Dew point matters as much as the thermometer. When surface temperatures sit at or below dew point, moisture condenses on substrates, undermining paint adhesion, sealants, roofing membranes, and air/water barriers. That’s why early mornings in humid seasons are poor times to paint or tape WRBs: the surface is wet even when it “looks” dry. Planning crews to start detail-sensitive tasks later in the day can save rework and schedule slips.

Material Behavior You Can’t Ignore

Wood gains and loses moisture with the air. Framing that gets soaked and then bakes in the sun will twist or crown; OSB edges can swell if repeatedly wet before the roof goes on. Concrete hydrates (chemically cures) best within moderate temperatures and retained moisture; too hot and it can crack from rapid evaporation, too cold and it loses strength as hydration slows or stops. Asphalt shingles want temperate installs so seal strips activate and the surface doesn’t scuff; PVC and vinyl expand and contract, so fasteners and gaps must respect seasonal temps to avoid buckling later. All of that translates to time: the wrong day for the task is a longer day—or a redo.

Weather Impacts by Construction Phase

Phase 1: Site Prep and Foundation

Weather kicks hardest before the house has a roof. Rain turns excavations into ponds, destabilizes trench walls, and forces regrading. Frozen ground resists digging and can make footing elevation control tricky. High groundwater after prolonged wet periods triggers dewatering steps that add days and dollars. Concrete pours are sensitive: in heat, crews may need retarder admixtures and windbreaks; in cold, they’ll use heated water, insulating blankets, and temporary enclosures to keep early-age concrete above minimum temps.

Even after the pour, backfill must wait for waterproofing to cure and for soils to drain enough to compact properly. Rushing backfill in saturated conditions can bow green foundation walls and compromise drainage. A weather-wise schedule sequences excavation, footings, and walls around a favorable multi-day window and builds in a pause for cure, with plan B ready if a storm lands mid-cycle.

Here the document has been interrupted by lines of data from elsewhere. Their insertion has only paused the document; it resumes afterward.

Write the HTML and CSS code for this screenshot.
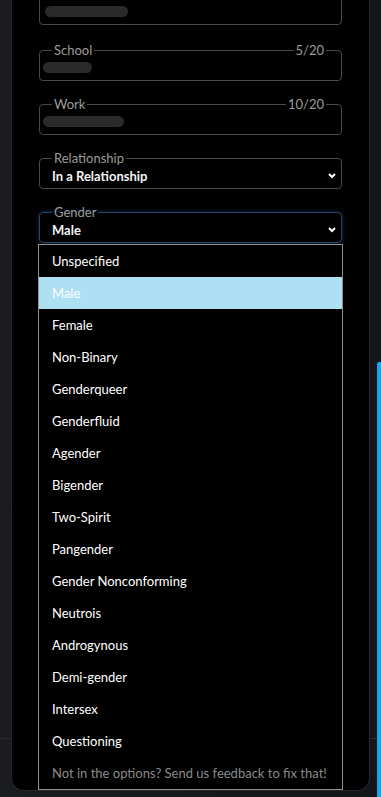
FILE: index.html
```html
<!DOCTYPE html>
<html lang="en">
<head>
    <meta charset="UTF-8">
    <title>Edit Profile</title>
    <link rel="stylesheet" href="styles.css">
</head>
<body>
    <div class="frame">
        <div class="panel">
            <form class="profile-form">
                <fieldset class="field first">
                    <div class="value"><span class="redacted" style="width: 83px; margin-left: 1px;"></span></div>
                </fieldset>

                <fieldset class="field">
                    <legend>School</legend>
                    <span class="counter">5/20</span>
                    <div class="value"><span class="redacted" style="width: 49px;"></span></div>
                </fieldset>

                <fieldset class="field">
                    <legend>Work</legend>
                    <span class="counter">10/20</span>
                    <div class="value"><span class="redacted" style="width: 81px;"></span></div>
                </fieldset>

                <fieldset class="field">
                    <legend>Relationship</legend>
                    <div class="value select-value">
                        <span>In a Relationship</span>
                        <svg class="chevron" width="8" height="6" viewBox="0 0 8 6"><polyline points="1,1 4,4 7,1" /></svg>
                    </div>
                </fieldset>

                <div class="gender-wrap">
                    <fieldset class="field focused">
                        <legend>Gender</legend>
                        <div class="value select-value">
                            <span>Male</span>
                            <svg class="chevron" width="8" height="6" viewBox="0 0 8 6"><polyline points="1,1 4,4 7,1" /></svg>
                        </div>
                    </fieldset>
                    <ul class="options">
                        <li>Unspecified</li>
                        <li class="selected">Male</li>
                        <li>Female</li>
                        <li>Non-Binary</li>
                        <li>Genderqueer</li>
                        <li>Genderfluid</li>
                        <li>Agender</li>
                        <li>Bigender</li>
                        <li>Two-Spirit</li>
                        <li>Pangender</li>
                        <li>Gender Nonconforming</li>
                        <li>Neutrois</li>
                        <li>Androgynous</li>
                        <li>Demi-gender</li>
                        <li>Intersex</li>
                        <li>Questioning</li>
                        <li class="hint">Not in the options? Send us feedback to fix that!</li>
                    </ul>
                </div>
            </form>
        </div>
        <div class="scroll-thumb"></div>
    </div>
</body>
</html>
```
FILE: styles.css
```css
body {
    margin: 0;
    padding: 0;
    height: 797px;
    overflow: hidden;
    background:
        linear-gradient(to bottom, transparent 738px, #2a2c30 738px, #2a2c30 739px, transparent 739px),
        linear-gradient(to right, #1a1c1f, #131518);
    font-family: Lato, "Liberation Sans", sans-serif;
    font-size: 13px;
    color: #fff;
}
.frame {
    position: relative;
    height: 797px;
}
.panel {
    margin: 0 11px;
    height: 790px;
    background-color: #000;
    border: 1px solid #25272c;
    border-top: none;
    border-radius: 0 0 13px 13px;
    overflow: hidden;
}
.profile-form {
    margin-top: -14px;
    padding: 0 27px;
}
.field {
    position: relative;
    margin: 0 0 16px;
    padding: 0 4px 1px 4px;
    border: 1px solid #4a4a4a;
    border-radius: 4px;
    min-width: 0;
}
.field.first {
    padding-top: 14px;
    margin-bottom: 18px;
}
.field legend {
    margin-left: 8px;
    padding: 0 2px;
    font-size: 13px;
    line-height: 14px;
    color: #9c9c9c;
}
.counter {
    position: absolute;
    top: -14px;
    right: 15px;
    padding: 0 2px;
    background-color: #000;
    font-size: 13px;
    line-height: 14px;
    color: #9c9c9c;
}
.value {
    height: 22px;
    display: flex;
    align-items: center;
}
.redacted {
    display: inline-block;
    height: 11px;
    margin-left: -1px;
    margin-top: -1px;
    background-color: #2a2a2a;
    border-radius: 6px;
}
.select-value {
    justify-content: space-between;
    padding-left: 8px;
    font-weight: bold;
    color: #f4f4f4;
}
.chevron {
    margin-right: 1px;
}
.chevron polyline {
    fill: none;
    stroke: #fff;
    stroke-width: 2;
}
.gender-wrap {
    position: relative;
}
.field.focused {
    border-color: #2b4566;
    box-shadow: 0 0 4px rgba(38, 90, 160, 0.55);
}
.options {
    position: absolute;
    top: calc(100% + 1px);
    left: -1px;
    right: -1px;
    margin: 0;
    padding: 0;
    list-style: none;
    background-color: #000;
    border: 1px solid #8f8f8f;
}
.options li {
    height: 32px;
    line-height: 32px;
    padding-left: 13px;
    white-space: nowrap;
}
.options li.selected {
    background-color: #aee0f4;
}
.options li.hint {
    color: #8a8a8a;
}
.scroll-thumb {
    position: absolute;
    top: 362px;
    right: 0;
    bottom: 0;
    width: 4px;
    background-color: #19a6ea;
    border-radius: 2px 0 0 0;
}
```
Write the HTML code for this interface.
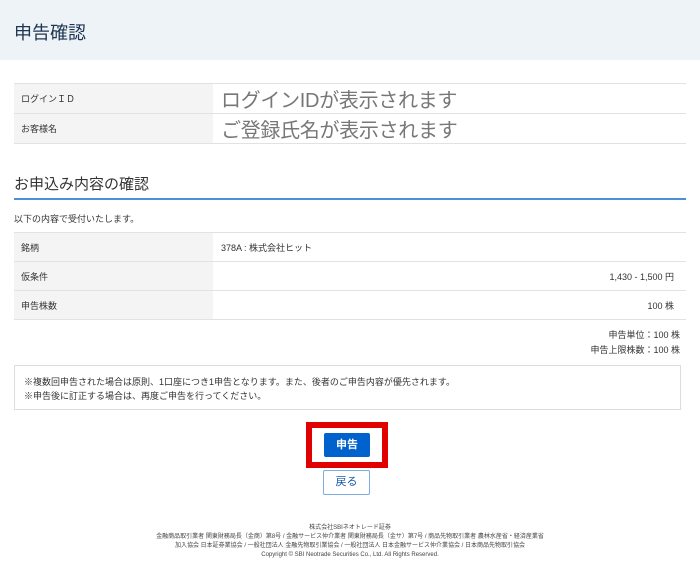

Phase 2: Framing and Dry-In

Once the foundation is ready, the race is to dry-in—roof underlayment, windows, and exterior doors. Wind can shut down crane days for trusses; gusts also make roof sheathing hazardous. Rain during framing isn’t a deal-breaker, but repeated soak-dry cycles swell OSB edges and stain subfloors. The workaround is simple but disciplined: cover open floors, stand walls in manageable sections, and tarp methodically at day’s end. Getting the roof underlayment on as early as safely possible is the single most effective weather defense for this phase.

Windows are the other hinge point. If window delivery misses by two weeks and the rainy season arrives, crews end up sheathing openings and babysitting tarps. That scenario doesn’t just slow progress; it bleeds money into temporary protection and rework. Ordering windows early—often before ground breaks—and confirming ship dates twice is weather planning as much as procurement.

Phase 3: Rough-Ins and Exterior Envelope

Inside, humidity becomes the saboteur. Wet framing plus closed windows equals condensation and mold risk. If weather traps moisture in the shell, run temporary heat (in cool seasons) and dehumidifiers to drive RH down before insulation and drywall. Outside, WRB taping, flashings, and siding need dry surfaces and adequate temps to bond. Masonry slows in cold and wet; mortar and grout strength depend on controlled cure.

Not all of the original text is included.